■ **Task requirements**:
Pull each line containing "index" out of the data and copy it.

★ ★ ★ ★

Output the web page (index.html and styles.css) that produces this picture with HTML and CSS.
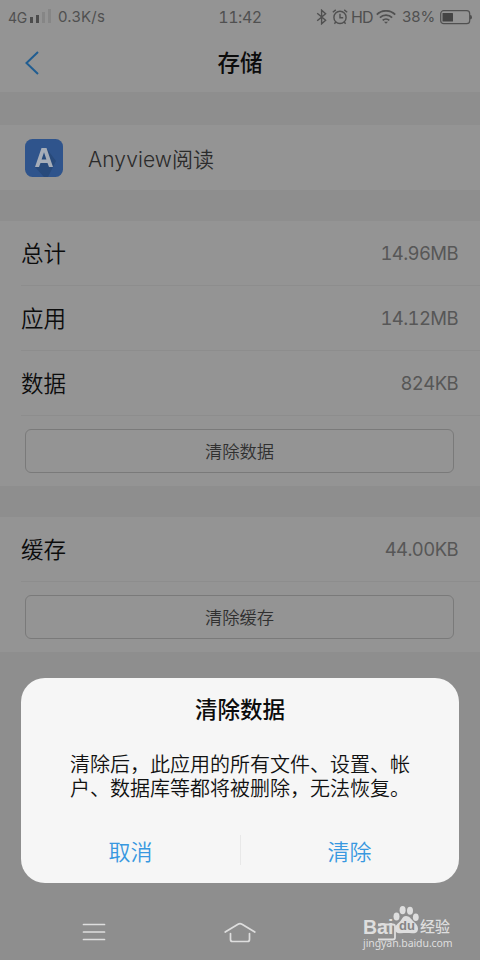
FILE: index.html
```html
<!DOCTYPE html>
<html lang="zh-CN">
<head>
<meta charset="utf-8">
<title>存储</title>
<link rel="stylesheet" href="styles.css">
</head>
<body>
<div class="phone">
  <div class="statusbar">
    <div class="status-left">
      <span class="net">4G</span>
      <svg class="signal" width="21" height="14" viewBox="0 0 21 14"><path d="M0 8h3v6H0z M6 6h3v8H6z" fill="#4c4c4c"/><path d="M12 3h3v11h-3z M18 0h3v14h-3z" fill="#868686"/></svg>
      <span class="speed">0.3K/s</span>
    </div>
    <div class="clock">11:42</div>
    <div class="status-right">
      <svg width="12" height="16" viewBox="0 0 12 16" fill="none" stroke="#505050" stroke-width="1.4"><path d="M1.2 4.2l8.4 7-4 3.6V1.2l4 3.5-8.4 7"/></svg>
      <svg class="alarm" width="16" height="16" viewBox="0 0 16 16" fill="none" stroke="#505050" stroke-width="1.4"><circle cx="8" cy="8.4" r="6.1"/><path d="M8 4.8v4h3.2 M.8 3.2L3.8.9 M12.2.9l3 2.3 M3.8 13l-1.4 1.8 M12.2 13l1.4 1.8"/></svg>
      <span class="hd">HD</span>
      <svg class="wifi" width="20" height="14" viewBox="0 0 20 14" fill="none" stroke="#505050" stroke-width="1.8"><path d="M.8 4.6a13.2 13.2 0 0 1 18.4 0 M3.9 7.6a8.8 8.8 0 0 1 12.2 0 M6.7 10.4a4.8 4.8 0 0 1 6.6 0"/><path d="M8 11.8h4L10 13.8z" fill="#505050" stroke="none"/></svg>
      <span class="percent">38%</span>
      <svg class="battery" width="32" height="15" viewBox="0 0 32 15"><rect x=".7" y=".7" width="29" height="13" rx="3" fill="none" stroke="#505050" stroke-width="1.2"/><rect x="2.5" y="3" width="10.5" height="8.5" rx=".5" fill="#444"/><path d="M30 5q2 0 2 2.3T30 9.6z" fill="#505050"/></svg>
    </div>
  </div>
  <header class="titlebar">
    <svg class="back" width="14" height="24" viewBox="0 0 14 24" fill="none" stroke="#205d91" stroke-width="2"><path d="M13 1L1.5 12 13 23"/></svg>
    <h1>存储</h1>
  </header>
  <section class="panel app">
    <svg class="app-icon" width="38" height="38" viewBox="0 0 38 38"><rect width="38" height="38" rx="7.5" fill="#2f548c"/><path d="M10 28L22 10l9 12-8 16h-4z" fill="#284a7b"/><path d="M10 28L16.500 9h5L28 28h-4l-1.500-4h-7L14 28z M16.600 20.500h4.800L19 13.300z" fill="#a6adb8" fill-rule="evenodd"/></svg>
    <span class="app-name">Anyview阅读</span>
  </section>
  <section class="panel">
    <div class="row"><span class="label">总计</span><span class="value">14.96MB</span></div>
    <div class="row"><span class="label">应用</span><span class="value">14.12MB</span></div>
    <div class="row"><span class="label">数据</span><span class="value">824KB</span></div>
    <button class="clear">清除数据</button>
  </section>
  <section class="panel">
    <div class="row"><span class="label">缓存</span><span class="value">44.00KB</span></div>
    <button class="clear">清除缓存</button>
  </section>

  <div class="dialog">
    <h2>清除数据</h2>
    <p>清除后，此应用的所有文件、设置、帐户、数据库等都将被删除，无法恢复。</p>
    <div class="actions"><button>取消</button><button>清除</button></div>
  </div>

  <nav class="navbar">
    <svg width="24" height="18" viewBox="0 0 24 18" stroke="#dedede" stroke-width="1.700" stroke-linecap="round"><path d="M1.500 1.500h21 M1.500 9h21 M1.500 16.500h21"/></svg>
    <svg class="home" width="32" height="21" viewBox="0 0 32 21" fill="none" stroke="#dedede" stroke-width="1.700" stroke-linecap="round" stroke-linejoin="round"><path d="M1.200 10L14 2.200q2-1.200 4 0L30.800 10 M6.500 11.500v6q0 2 2 2h15q2 0 2-2v-6"/></svg>
    <svg class="recent" width="22" height="18" viewBox="0 0 22 18" fill="none" stroke="#dedede" stroke-width="1.800"><path d="M1 1.500h15q2 0 2 2v11q0 2-2 2H1"/></svg>
  </nav>
  <div class="watermark">
    <div class="brand">
      <span class="bai">Bai</span>
      <span class="paw"><svg width="26" height="28" viewBox="0 0 26 28" fill="#dedede"><ellipse cx="3.500" cy="10.500" rx="3" ry="3.900"/><ellipse cx="9.600" cy="4.200" rx="3" ry="4.100"/><ellipse cx="17" cy="4.800" rx="3" ry="4"/><ellipse cx="22.800" cy="11.300" rx="2.900" ry="3.800"/><path d="M13 10c3.500 0 5 3 7.500 5.500 2.500 2 4.500 4 4.500 7 0 4.500-3 5.100-6 4.700-3-.4-8-.4-11 0-3 .4-6-.6-6-4.700 0-3 3-5 5-7S9.500 10 13 10z"/></svg><b>du</b></span>
      <span class="jy">经验</span>
    </div>
    <div class="url">jingyan.baidu.com</div>
  </div>
</div>
</body>
</html>
```
FILE: styles.css
```css
* { box-sizing: border-box; }
body { margin: 0; font-family: Inter, "Noto Sans CJK SC", sans-serif; color: #0c0c0c; }
button { font: inherit; background: none; border: 0; padding: 0; }
h1, h2, p { margin: 0; }
svg { display: block; flex: none; }

.phone { position: relative; display: flex; flex-direction: column; width: 480px; height: 960px; overflow: hidden; background: #8e8e8e; }

.statusbar { display: grid; grid-template-columns: 1fr auto 1fr; align-items: center; height: 33px; padding: 0 8px; background: #949494; color: #505050; font-size: 15px; line-height: 33px; }
.status-left { display: flex; align-items: center; }
.net { font-size: 14px; width: 22px; padding-top: 1px; letter-spacing: -0.2px; }
.signal { margin-right: 7px; margin-top: -2px; }
.speed { letter-spacing: 0.25px; margin-top: -1px; }
.clock { font-size: 16px; font-variant-numeric: tabular-nums; letter-spacing: -0.5px; }
.status-right { display: flex; align-items: center; justify-content: flex-end; }
.alarm { margin-left: 4px; }
.hd { margin-left: 3px; font-size: 16px; letter-spacing: -1px; width: 21px; }
.wifi { margin-left: 4px; }
.percent { margin-left: 6px; width: 34px; margin-top: -1px; }
.battery { margin-left: 4px; }

.titlebar { display: grid; grid-template-columns: 1fr auto 1fr; align-items: center; height: 59px; padding: 0 25px; background: #949494; }
.titlebar h1 { font-size: 22.500px; font-weight: 500; line-height: 32px; }

.panel { background: #949494; margin-bottom: 31px; }
.app { display: flex; align-items: center; height: 65px; margin-top: 33px; padding-left: 25px; }
.app-name { margin-left: 25px; padding-top: 4px; font-size: 21px; font-weight: 350; line-height: 30px; letter-spacing: 0.1px; color: #2b2b2b; }

.row { display: flex; align-items: center; justify-content: space-between; height: 65px; margin-left: 21px; padding-right: 22px; border-bottom: 1px solid #8d8d8d; }
.label { margin-top: -2px; font-size: 22.500px; font-weight: 350; }
.value { font-size: 18.500px; font-weight: 370; font-variant-numeric: tabular-nums; letter-spacing: -0.6px; color: #575757; }
.clear { display: block; width: 429px; height: 44px; margin: 13px 0 13px 25px; padding-bottom: 1px; border: 1px solid #7a7a7a; border-radius: 6px; font-size: 17.300px; font-weight: 350; color: #303030; }

.dialog { position: absolute; left: 21px; top: 678px; width: 438px; height: 205px; padding-top: 16px; border-radius: 24px; background: #f6f6f6; text-align: center; }
.dialog h2 { font-size: 22.500px; font-weight: 500; line-height: 32px; }
.dialog p { width: 345px; margin: 27px 0 0 49px; font-size: 20px; font-weight: 350; line-height: 24px; text-align: left; color: #111; }
.actions { display: flex; margin-top: 27px; }
.actions button { flex: 1; height: 44px; color: #3898e0; font-size: 22px; font-weight: 350; }
.actions button + button { background: linear-gradient(#e8e8e8, #e8e8e8) 0 50% / 1px 30px no-repeat; }

.navbar { display: flex; align-items: center; height: 56px; margin-top: auto; padding-left: 82px; }
.home { margin-left: 118px; }
.recent { margin-left: 121px; }

.watermark { position: absolute; left: 363px; top: 906px; color: #dedede; }
.brand { display: flex; height: 31px; }
.bai { width: 30px; padding-top: 11px; font: bold 19.500px/21px "Liberation Sans", sans-serif; letter-spacing: 0; }
.paw { position: relative; width: 26px; }
.paw b { position: absolute; left: 6px; top: 12px; font: bold 13px/16px "Liberation Sans", sans-serif; color: #858585; }
.jy { margin-left: 1px; padding-top: 8px; font-size: 15px; font-weight: 500; line-height: 26px; }
.url { font: 10.500px/12px "Noto Sans", sans-serif; letter-spacing: -0.08px; }
```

★ ★ ★ ★

■ **Problem solution**:
Output the web page (index.html and styles.css) that produces this picture with HTML and CSS.
FILE: index.html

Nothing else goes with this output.